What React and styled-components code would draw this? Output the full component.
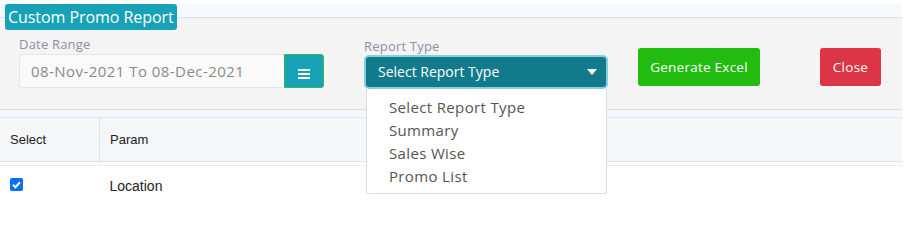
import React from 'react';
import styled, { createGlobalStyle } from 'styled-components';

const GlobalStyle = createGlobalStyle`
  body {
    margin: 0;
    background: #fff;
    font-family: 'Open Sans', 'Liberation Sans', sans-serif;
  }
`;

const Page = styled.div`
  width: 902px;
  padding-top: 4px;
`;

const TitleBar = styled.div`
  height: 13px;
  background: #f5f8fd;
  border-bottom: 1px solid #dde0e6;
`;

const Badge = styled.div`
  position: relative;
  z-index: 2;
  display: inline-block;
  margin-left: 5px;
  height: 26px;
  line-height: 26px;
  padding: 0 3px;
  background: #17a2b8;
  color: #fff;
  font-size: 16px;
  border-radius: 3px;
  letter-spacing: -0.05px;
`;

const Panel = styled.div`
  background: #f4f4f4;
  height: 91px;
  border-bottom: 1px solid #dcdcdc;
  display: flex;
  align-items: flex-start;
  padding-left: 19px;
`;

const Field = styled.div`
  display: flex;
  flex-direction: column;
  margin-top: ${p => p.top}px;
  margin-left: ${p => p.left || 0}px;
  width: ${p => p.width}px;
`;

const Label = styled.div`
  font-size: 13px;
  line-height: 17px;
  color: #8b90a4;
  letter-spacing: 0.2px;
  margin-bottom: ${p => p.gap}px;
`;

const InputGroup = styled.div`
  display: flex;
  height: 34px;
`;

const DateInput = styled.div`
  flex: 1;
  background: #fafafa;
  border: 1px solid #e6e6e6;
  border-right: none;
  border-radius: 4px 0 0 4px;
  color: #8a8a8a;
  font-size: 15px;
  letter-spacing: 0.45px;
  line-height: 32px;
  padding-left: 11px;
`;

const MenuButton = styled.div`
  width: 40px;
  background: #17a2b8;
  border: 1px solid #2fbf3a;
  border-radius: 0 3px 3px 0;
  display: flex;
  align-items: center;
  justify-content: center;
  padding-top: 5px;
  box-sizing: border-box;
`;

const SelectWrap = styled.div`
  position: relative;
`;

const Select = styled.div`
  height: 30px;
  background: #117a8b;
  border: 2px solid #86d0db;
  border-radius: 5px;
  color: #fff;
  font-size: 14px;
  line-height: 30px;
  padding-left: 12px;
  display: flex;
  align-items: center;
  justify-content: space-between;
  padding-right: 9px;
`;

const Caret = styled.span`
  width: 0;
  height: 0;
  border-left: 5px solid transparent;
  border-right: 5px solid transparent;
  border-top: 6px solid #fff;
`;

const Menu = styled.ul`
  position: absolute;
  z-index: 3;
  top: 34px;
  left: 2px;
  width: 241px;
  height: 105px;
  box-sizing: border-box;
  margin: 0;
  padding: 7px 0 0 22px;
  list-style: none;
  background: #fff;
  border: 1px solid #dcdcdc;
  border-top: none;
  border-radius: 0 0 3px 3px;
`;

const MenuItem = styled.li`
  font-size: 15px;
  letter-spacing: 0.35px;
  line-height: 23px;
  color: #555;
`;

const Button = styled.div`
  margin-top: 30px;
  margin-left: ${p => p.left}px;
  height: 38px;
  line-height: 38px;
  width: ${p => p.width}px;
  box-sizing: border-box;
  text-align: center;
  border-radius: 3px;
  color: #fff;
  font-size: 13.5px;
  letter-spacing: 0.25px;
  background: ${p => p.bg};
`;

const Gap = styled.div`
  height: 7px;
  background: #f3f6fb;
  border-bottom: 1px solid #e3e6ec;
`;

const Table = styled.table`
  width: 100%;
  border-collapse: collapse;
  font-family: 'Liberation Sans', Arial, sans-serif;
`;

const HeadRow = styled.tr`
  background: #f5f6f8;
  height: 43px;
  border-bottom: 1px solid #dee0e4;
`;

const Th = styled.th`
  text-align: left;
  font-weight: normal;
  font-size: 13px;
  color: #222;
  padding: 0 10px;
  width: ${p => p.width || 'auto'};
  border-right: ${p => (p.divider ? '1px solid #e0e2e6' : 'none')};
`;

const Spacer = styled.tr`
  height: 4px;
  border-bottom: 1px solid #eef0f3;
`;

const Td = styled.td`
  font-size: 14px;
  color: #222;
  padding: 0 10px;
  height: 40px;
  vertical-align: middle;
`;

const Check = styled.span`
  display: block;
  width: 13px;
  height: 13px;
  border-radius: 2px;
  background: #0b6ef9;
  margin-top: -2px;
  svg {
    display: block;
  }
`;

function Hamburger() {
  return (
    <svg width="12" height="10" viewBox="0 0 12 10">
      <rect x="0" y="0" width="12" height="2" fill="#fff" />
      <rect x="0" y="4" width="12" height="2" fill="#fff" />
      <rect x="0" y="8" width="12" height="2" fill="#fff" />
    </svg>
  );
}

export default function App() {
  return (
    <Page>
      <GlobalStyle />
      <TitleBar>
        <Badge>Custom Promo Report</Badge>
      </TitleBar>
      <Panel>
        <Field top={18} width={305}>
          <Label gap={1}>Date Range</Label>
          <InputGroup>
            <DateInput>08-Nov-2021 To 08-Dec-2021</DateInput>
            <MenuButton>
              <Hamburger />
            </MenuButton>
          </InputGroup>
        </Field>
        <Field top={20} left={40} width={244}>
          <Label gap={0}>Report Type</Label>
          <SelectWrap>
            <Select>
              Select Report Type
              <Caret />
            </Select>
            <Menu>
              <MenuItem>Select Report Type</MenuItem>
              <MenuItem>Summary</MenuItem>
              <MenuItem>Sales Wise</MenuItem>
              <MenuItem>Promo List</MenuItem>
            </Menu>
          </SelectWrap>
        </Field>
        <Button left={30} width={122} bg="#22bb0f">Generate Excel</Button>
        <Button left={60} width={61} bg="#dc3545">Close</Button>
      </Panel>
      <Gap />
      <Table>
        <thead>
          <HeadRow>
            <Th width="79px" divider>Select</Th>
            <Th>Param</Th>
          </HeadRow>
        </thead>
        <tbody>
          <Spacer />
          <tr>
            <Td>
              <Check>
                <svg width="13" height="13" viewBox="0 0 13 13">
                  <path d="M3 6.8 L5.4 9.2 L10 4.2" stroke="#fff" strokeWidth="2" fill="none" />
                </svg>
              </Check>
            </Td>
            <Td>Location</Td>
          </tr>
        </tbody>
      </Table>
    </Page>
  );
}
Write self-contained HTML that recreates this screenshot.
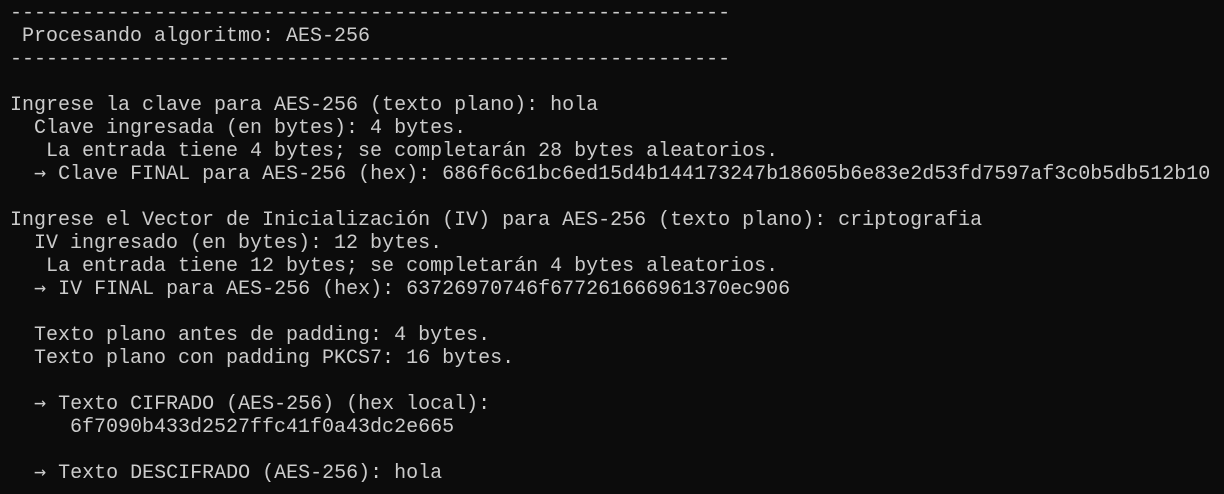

Task: Leave out the pictures and reproduce the rest of the listing exactly.

Correct result:
What React and styled-components code would draw this? Output the full component.
import React from 'react';
import styled, { createGlobalStyle } from 'styled-components';

const GlobalStyle = createGlobalStyle`
  body {
    margin: 0;
    background: #fff;
    font-family: 'Open Sans', 'Liberation Sans', sans-serif;
  }
`;

const Page = styled.div`
  width: 902px;
  padding-top: 4px;
`;

const TitleBar = styled.div`
  height: 13px;
  background: #f5f8fd;
  border-bottom: 1px solid #dde0e6;
`;

const Badge = styled.div`
  position: relative;
  z-index: 2;
  display: inline-block;
  margin-left: 5px;
  height: 26px;
  line-height: 26px;
  padding: 0 3px;
  background: #17a2b8;
  color: #fff;
  font-size: 16px;
  border-radius: 3px;
  letter-spacing: -0.05px;
`;

const Panel = styled.div`
  background: #f4f4f4;
  height: 91px;
  border-bottom: 1px solid #dcdcdc;
  display: flex;
  align-items: flex-start;
  padding-left: 19px;
`;

const Field = styled.div`
  display: flex;
  flex-direction: column;
  margin-top: ${p => p.top}px;
  margin-left: ${p => p.left || 0}px;
  width: ${p => p.width}px;
`;

const Label = styled.div`
  font-size: 13px;
  line-height: 17px;
  color: #8b90a4;
  letter-spacing: 0.2px;
  margin-bottom: ${p => p.gap}px;
`;

const InputGroup = styled.div`
  display: flex;
  height: 34px;
`;

const DateInput = styled.div`
  flex: 1;
  background: #fafafa;
  border: 1px solid #e6e6e6;
  border-right: none;
  border-radius: 4px 0 0 4px;
  color: #8a8a8a;
  font-size: 15px;
  letter-spacing: 0.45px;
  line-height: 32px;
  padding-left: 11px;
`;

const MenuButton = styled.div`
  width: 40px;
  background: #17a2b8;
  border: 1px solid #2fbf3a;
  border-radius: 0 3px 3px 0;
  display: flex;
  align-items: center;
  justify-content: center;
  padding-top: 5px;
  box-sizing: border-box;
`;

const SelectWrap = styled.div`
  position: relative;
`;

const Select = styled.div`
  height: 30px;
  background: #117a8b;
  border: 2px solid #86d0db;
  border-radius: 5px;
  color: #fff;
  font-size: 14px;
  line-height: 30px;
  padding-left: 12px;
  display: flex;
  align-items: center;
  justify-content: space-between;
  padding-right: 9px;
`;

const Caret = styled.span`
  width: 0;
  height: 0;
  border-left: 5px solid transparent;
  border-right: 5px solid transparent;
  border-top: 6px solid #fff;
`;

const Menu = styled.ul`
  position: absolute;
  z-index: 3;
  top: 34px;
  left: 2px;
  width: 241px;
  height: 105px;
  box-sizing: border-box;
  margin: 0;
  padding: 7px 0 0 22px;
  list-style: none;
  background: #fff;
  border: 1px solid #dcdcdc;
  border-top: none;
  border-radius: 0 0 3px 3px;
`;

const MenuItem = styled.li`
  font-size: 15px;
  letter-spacing: 0.35px;
  line-height: 23px;
  color: #555;
`;

const Button = styled.div`
  margin-top: 30px;
  margin-left: ${p => p.left}px;
  height: 38px;
  line-height: 38px;
  width: ${p => p.width}px;
  box-sizing: border-box;
  text-align: center;
  border-radius: 3px;
  color: #fff;
  font-size: 13.5px;
  letter-spacing: 0.25px;
  background: ${p => p.bg};
`;

const Gap = styled.div`
  height: 7px;
  background: #f3f6fb;
  border-bottom: 1px solid #e3e6ec;
`;

const Table = styled.table`
  width: 100%;
  border-collapse: collapse;
  font-family: 'Liberation Sans', Arial, sans-serif;
`;

const HeadRow = styled.tr`
  background: #f5f6f8;
  height: 43px;
  border-bottom: 1px solid #dee0e4;
`;

const Th = styled.th`
  text-align: left;
  font-weight: normal;
  font-size: 13px;
  color: #222;
  padding: 0 10px;
  width: ${p => p.width || 'auto'};
  border-right: ${p => (p.divider ? '1px solid #e0e2e6' : 'none')};
`;

const Spacer = styled.tr`
  height: 4px;
  border-bottom: 1px solid #eef0f3;
`;

const Td = styled.td`
  font-size: 14px;
  color: #222;
  padding: 0 10px;
  height: 40px;
  vertical-align: middle;
`;

const Check = styled.span`
  display: block;
  width: 13px;
  height: 13px;
  border-radius: 2px;
  background: #0b6ef9;
  margin-top: -2px;
  svg {
    display: block;
  }
`;

function Hamburger() {
  return (
    <svg width="12" height="10" viewBox="0 0 12 10">
      <rect x="0" y="0" width="12" height="2" fill="#fff" />
      <rect x="0" y="4" width="12" height="2" fill="#fff" />
      <rect x="0" y="8" width="12" height="2" fill="#fff" />
    </svg>
  );
}

export default function App() {
  return (
    <Page>
      <GlobalStyle />
      <TitleBar>
        <Badge>Custom Promo Report</Badge>
      </TitleBar>
      <Panel>
        <Field top={18} width={305}>
          <Label gap={1}>Date Range</Label>
          <InputGroup>
            <DateInput>08-Nov-2021 To 08-Dec-2021</DateInput>
            <MenuButton>
              <Hamburger />
            </MenuButton>
          </InputGroup>
        </Field>
        <Field top={20} left={40} width={244}>
          <Label gap={0}>Report Type</Label>
          <SelectWrap>
            <Select>
              Select Report Type
              <Caret />
            </Select>
            <Menu>
              <MenuItem>Select Report Type</MenuItem>
              <MenuItem>Summary</MenuItem>
              <MenuItem>Sales Wise</MenuItem>
              <MenuItem>Promo List</MenuItem>
            </Menu>
          </SelectWrap>
        </Field>
        <Button left={30} width={122} bg="#22bb0f">Generate Excel</Button>
        <Button left={60} width={61} bg="#dc3545">Close</Button>
      </Panel>
      <Gap />
      <Table>
        <thead>
          <HeadRow>
            <Th width="79px" divider>Select</Th>
            <Th>Param</Th>
          </HeadRow>
        </thead>
        <tbody>
          <Spacer />
          <tr>
            <Td>
              <Check>
                <svg width="13" height="13" viewBox="0 0 13 13">
                  <path d="M3 6.8 L5.4 9.2 L10 4.2" stroke="#fff" strokeWidth="2" fill="none" />
                </svg>
              </Check>
            </Td>
            <Td>Location</Td>
          </tr>
        </tbody>
      </Table>
    </Page>
  );
}
Write self-contained HTML that recreates this screenshot.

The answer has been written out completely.